Caroline Mbirua and Yassir Ali both painters working at the Kuona Trust artists’ studios, the GoDown Arts Centre, in Nairobi’s Dunga road, have been showing their latest works at the Village Market exhibition hall.

The hall is located in one of the busiest shopping malls in Nairobi, Kenya. It’s a location visited by many art lovers. It provided an ideal space for a large audience to experience the artists’ exhibition dubbed ‘African Harmony’.

‘An African Harmony’ a show supported by www.africancolours.com brought together a rich, intense blend of colour and texture with themes reflecting each artist’s fantasy and reality. Carol and Yassir paintings are all about colour and passion. The preferred theme for this show was colour, a reflection of the depth and experiences associated by many things African, from Carol Mbirua’s Maasai and landscape themes to Yassir Ali’s untitled themes inspired by Nubian culture.
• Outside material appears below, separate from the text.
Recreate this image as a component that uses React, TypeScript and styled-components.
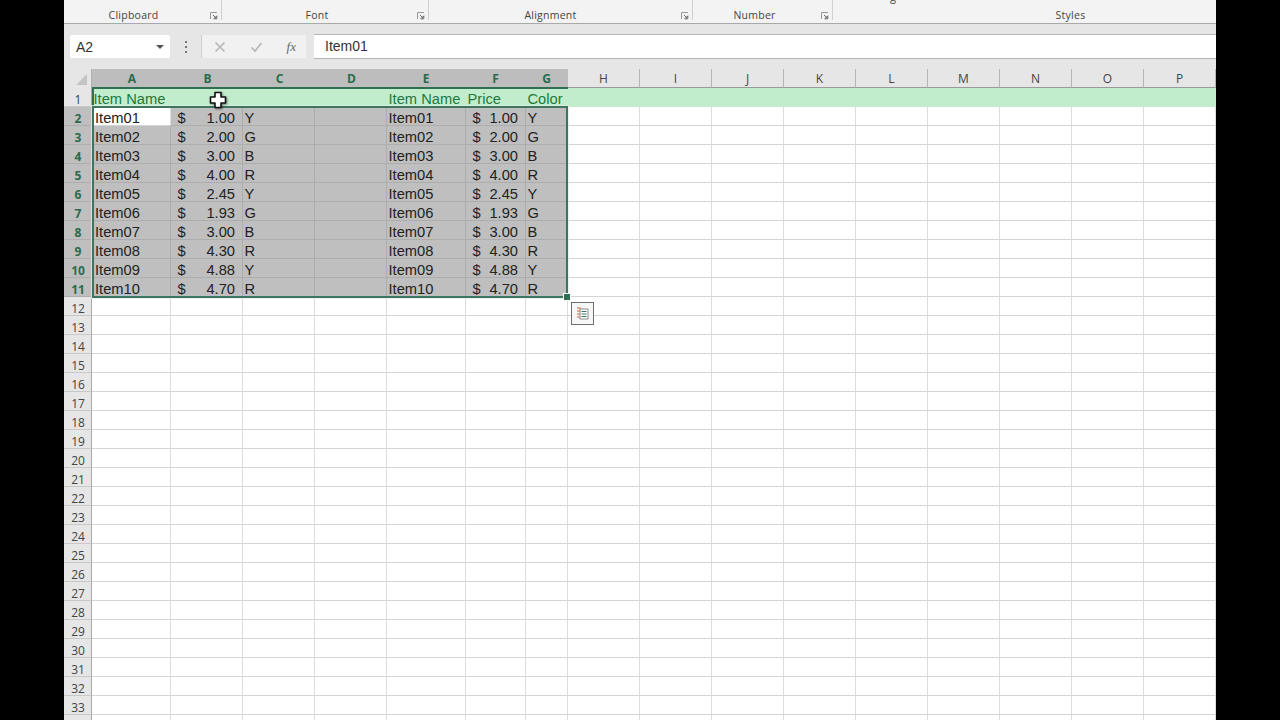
import React from 'react';
import styled, { createGlobalStyle } from 'styled-components';

const Global = createGlobalStyle`
  html, body { margin: 0; padding: 0; background: #000; }
  body { font-family: "Liberation Sans", Arial, sans-serif; }
`;

const Screen = styled.div`
  width: 1152px; height: 720px; margin: 0 auto; background: #e6e6e6;
  overflow: hidden; display: flex; flex-direction: column;
`;

const Ribbon = styled.div`
  height: 23px; flex: none; display: flex; background: #f3f3f3; border-bottom: 1px solid #a9a9a9;
`;
const Group = styled.div<{ $w: number; $pad: number }>`
  position: relative; flex: none; width: ${p => p.$w}px; height: 20px; box-sizing: border-box;
  padding-right: ${p => p.$pad}px; display: flex; align-items: flex-end; justify-content: center;
  border-right: 1px solid #cfcfcf;
  font: 10.5px/10px "Open Sans", sans-serif; letter-spacing: .25px; color: #444;
`;
const Launcher = styled.svg`
  position: absolute; right: 3px; bottom: 0; width: 8px; height: 8px;
`;
const Clipped = styled.span`
  position: absolute; left: 57px; top: -10px; font: 11px/14px "Open Sans", sans-serif; color: #444;
`;

const FormulaBar = styled.div`
  height: 35px; flex: none; display: flex; align-items: stretch; padding-left: 6px; box-sizing: border-box;
`;
const NameBox = styled.div`
  width: 100px; height: 23px; margin-top: 11px; box-sizing: border-box; background: #fff;
  border-radius: 2px; display: flex; align-items: center; justify-content: space-between;
  padding: 0 6px 0 6px; font-size: 14px; color: #333;
`;
const Caret = styled.span`
  width: 0; height: 0; border-left: 4px solid transparent; border-right: 4px solid transparent;
  border-top: 4px solid #555;
`;
const Dots = styled.div`
  width: 31px; margin-top: 11px; height: 23px; display: flex; flex-direction: column; gap: 3px;
  align-items: center; justify-content: center;
  & > i { width: 2px; height: 2px; background: #777; display: block; }
`;
const FxBox = styled.div`
  width: 105px; height: 23px; margin-top: 11px; box-sizing: border-box; background: #f1f1f1;
  border-left: 1px solid #d0d0d0; display: flex; align-items: center; justify-content: space-between;
  padding: 0 10px 0 12px; color: #aaa;
`;
const Fx = styled.span`
  font: italic 13px "Liberation Serif", serif; color: #666;
`;
const FormulaInput = styled.div`
  margin-left: 8px; flex: 1; margin-top: 10px; height: 25px; box-sizing: border-box; background: #fff;
  border-top: 1px solid #b5b5b5; border-bottom: 1px solid #b5b5b5; padding-left: 11px;
  font-size: 14px; line-height: 23px; color: #333;
`;
const Spacer = styled.div`
  height: 10px; flex: none; background: #e6e6e6;
`;

const SheetWrap = styled.div`
  position: relative; flex: 1; overflow: hidden; background: #fff;
`;
const Sheet = styled.div`
  display: grid;
  grid-template-columns: 28px 79px 72px 72px 72px 79px 60px 42px repeat(9, 72px);
  grid-auto-rows: 19px;
`;
const Corner = styled.div`
  background: #e6e6e6; border-right: 1px solid #b0b0b0; position: relative;
  &::after {
    content: ""; position: absolute; right: 4px; bottom: 3px; width: 0; height: 0;
    border-left: 11px solid transparent; border-bottom: 11px solid #c4c4c4;
  }
`;
const ColHead = styled.div<{ $on: boolean }>`
  box-sizing: border-box; display: flex; align-items: center; justify-content: center;
  font: ${p => (p.$on ? 'bold' : 'normal')} 12px "Open Sans", sans-serif;
  background: ${p => (p.$on ? '#bdbdbd' : '#e6e6e6')};
  color: ${p => (p.$on ? '#2a6b4c' : '#444')};
  border-right: 1px solid ${p => (p.$on ? '#bdbdbd' : '#b5b5b5')};
  border-bottom: 1px solid #9a9a9a;
  &:nth-child(-n + 5) { padding-left: 2px; }
`;
const RowHead = styled.div<{ $on: boolean }>`
  box-sizing: border-box; display: flex; align-items: center; justify-content: center;
  padding: 4px 0 0 1px;
  font: ${p => (p.$on ? 'bold' : 'normal')} 12px "Open Sans", sans-serif;
  background: ${p => (p.$on ? '#bfbfbf' : '#e6e6e6')};
  color: ${p => (p.$on ? '#2a6b4c' : '#444')};
  border-right: 1px solid #a8a8a8;
  border-bottom: 1px solid ${p => (p.$on ? '#adadad' : '#c8c8c8')};
`;
const Cell = styled.div<{ $kind: 'plain' | 'head' | 'sel' | 'active' }>`
  box-sizing: border-box; display: flex; align-items: flex-end; justify-content: space-between;
  padding: 0 1.5px; white-space: nowrap;
  font-size: 14.7px; line-height: 14px;
  color: ${p => (p.$kind === 'head' ? '#1d7a3a' : '#222')};
  background: ${p =>
    p.$kind === 'head' ? '#c2edcd' : p.$kind === 'sel' ? '#bfbfbf' : '#fff'};
  border-right: 1px solid ${p =>
    p.$kind === 'head' ? '#c2edcd' : p.$kind === 'sel' ? '#adadad' : '#dcdcdc'};
  border-bottom: 1px solid ${p =>
    p.$kind === 'head' ? '#c2edcd' : p.$kind === 'sel' ? '#adadad' : '#d4d4d4'};
`;
const NameCell = styled(Cell)`
  padding-left: 3px;
`;
const Money = styled(Cell)`
  padding: 0 7px 0 6.5px;
`;

const RowOneFrame = styled.div`
  position: absolute; left: 28px; top: 18px; width: 476px; height: 19px; box-sizing: border-box;
  border-top: 2px solid #2f6f52; border-left: 2px solid #2f6f52; pointer-events: none;
`;
const SelFrame = styled.div`
  position: absolute; left: 28px; top: 37px; width: 476px; height: 192px; box-sizing: border-box;
  border: 2px solid #3f7560; outline: 1px solid rgba(225, 240, 232, .8); pointer-events: none;
`;
const FillHandle = styled.div`
  position: absolute; left: 499px; top: 224px; width: 6px; height: 6px; background: #2f6f52;
  border: 1px solid #fff;
`;
const QuickBtn = styled.div`
  position: absolute; left: 507px; top: 233px; width: 23px; height: 23px; box-sizing: border-box;
  border: 1px solid #6e6e6e; background: #f7f7f7; display: flex; align-items: center; justify-content: center;
`;
const Cursor = styled.svg`
  position: absolute; left: 145px; top: 22px; width: 18px; height: 18px;
  filter: drop-shadow(1px 1px 1px rgba(0, 0, 0, .45));
`;

const cols = ['A','B','C','D','E','F','G','H','I','J','K','L','M','N','O','P'];
const data: [string, string, string][] = [
  ['Item01','1.00','Y'],['Item02','2.00','G'],['Item03','3.00','B'],['Item04','4.00','R'],['Item05','2.45','Y'],
  ['Item06','1.93','G'],['Item07','3.00','B'],['Item08','4.30','R'],['Item09','4.88','Y'],['Item10','4.70','R'],
];

const LauncherIcon = () => (
  <Launcher viewBox="0 0 8 8">
    <path d="M.5 7V.5H7" fill="none" stroke="#9a9a9a" />
    <path d="M3 3l3 3M6.8 3.8v3h-3z" fill="none" stroke="#666" />
  </Launcher>
);

const blanks = (n: number, kind: 'plain' | 'head', prefix: string) =>
  Array.from({ length: n }, (_, i) => <Cell key={prefix + i} $kind={kind} />);

export default function App() {
  const empties: React.ReactNode[] = [];
  for (let r = 12; r <= 34; r++) {
    empties.push(<RowHead key={'h' + r} $on={false}>{r < 34 ? r : ''}</RowHead>);
    empties.push(...blanks(16, 'plain', `e${r}-`));
  }
  return (
    <>
      <Global />
      <Screen>
        <Ribbon>
          <Group $w={158} $pad={18}>Clipboard<LauncherIcon /></Group>
          <Group $w={207} $pad={16}>Font<LauncherIcon /></Group>
          <Group $w={264} $pad={20}>Alignment<LauncherIcon /></Group>
          <Group $w={140} $pad={16}>Number<LauncherIcon /></Group>
          <Group $w={476} $pad={0}><Clipped>g</Clipped>Styles</Group>
        </Ribbon>
        <FormulaBar>
          <NameBox>A2<Caret /></NameBox>
          <Dots><i /><i /><i /></Dots>
          <FxBox>
            <svg width="12" height="12" viewBox="0 0 12 12"><path d="M1.500 1.500l9 9M10.500 1.500l-9 9" stroke="#b5b5b5" strokeWidth="1.6" /></svg>
            <svg width="13" height="12" viewBox="0 0 13 12"><path d="M1.500 6.500l3.500 3.500 6.500-8" fill="none" stroke="#b5b5b5" strokeWidth="1.6" /></svg>
            <Fx>fx</Fx>
          </FxBox>
          <FormulaInput>Item01</FormulaInput>
        </FormulaBar>
        <Spacer />
        <SheetWrap>
          <Sheet>
            <Corner />
            {cols.map((c, i) => <ColHead key={c} $on={i < 7}>{c}</ColHead>)}

            <RowHead $on={false}>1</RowHead>
            <Cell $kind="head">Item Name</Cell>
            {blanks(3, 'head', 'r1a')}
            <Cell $kind="head">Item Name</Cell>
            <Cell $kind="head">Price</Cell>
            <Cell $kind="head">Color</Cell>
            {blanks(9, 'head', 'r1b')}

            {data.map(([name, price, color], i) => (
              <React.Fragment key={name}>
                <RowHead $on>{i + 2}</RowHead>
                <NameCell $kind={i === 0 ? 'active' : 'sel'}>{name}</NameCell>
                <Money $kind="sel"><span>$</span><span>{price}</span></Money>
                <Cell $kind="sel">{color}</Cell>
                <Cell $kind="sel" />
                <Cell $kind="sel">{name}</Cell>
                <Money $kind="sel"><span>$</span><span>{price}</span></Money>
                <Cell $kind="sel">{color}</Cell>
                {blanks(9, 'plain', `r${i}-`)}
              </React.Fragment>
            ))}
            {empties}
          </Sheet>
          <RowOneFrame />
          <SelFrame />
          <FillHandle />
          <QuickBtn>
            <svg width="15" height="15" viewBox="0 0 15 15">
              <path d="M2 2h4M2 5h3M2 8h3M2 11h3" stroke="#e0926a" strokeWidth="1.5" />
              <path d="M5 3h8v10H5z" fill="#fff" stroke="#8a8a8a" />
              <path d="M6.500 5.500h5M6.500 8h5M6.500 10.500h5" stroke="#3f7560" />
            </svg>
          </QuickBtn>
          <Cursor viewBox="0 0 18 18">
            <path d="M6 1.500h6v4.500h4.500v6H12v4.500H6V12H1.500V6H6z" fill="#fff" stroke="#111" strokeWidth="1.6" strokeLinejoin="round" />
          </Cursor>
        </SheetWrap>
      </Screen>
    </>
  );
}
Carol Mbirua, a graduate of the Creative Art centre in Nairobi has been painting the Maasai people since 1995. Carol’s work is heavily influenced by her neighborhood and the community of Kisamis in Kajiado district, an area inhabited by the Maasai.

With a combination of rough dry terrain and the constant red kanga of the Maasai, Carol has adopted these rich colours in her work and uses landscapes and abstract figures to articulate her imagination. Her landscapes are in red, ochre, blues and greens.

Here the artist uses bright leafless forests to suggest the conditions of the landscape. In another instance the artist’s theme changes to abstract figures disappearing in bright blue, green and red background depicting the inhabitants’ oneness with nature.

Yassir Ali, a Sudanese graduate from the Sudan University Science and technology, department of fine arts finds solace in colour. Yassir’s paintings are intense and full of texture dotted with patches of vibrant paint on an already bright canvas. His work in this exhibition is all about his memories of home. 

‘I do not like confining my ideas to a subject. My art can speak for itself without me having to interpret it to anyone’ confirms Yassir, on why all his art works are untitled. Yassir’s work is loaded with colours of blue, red, ochre and orange. ‘These are the colours of the Nubian people and they occupy the subject in my works.

The exhibition which opened on the 2nd of August has just concluded at the Village market exhibition hall in Nairobi. The exhibition attracted a great number of people who were content to meet the artists buy their work and acknowledge that in a world of art there is a collective language called colour.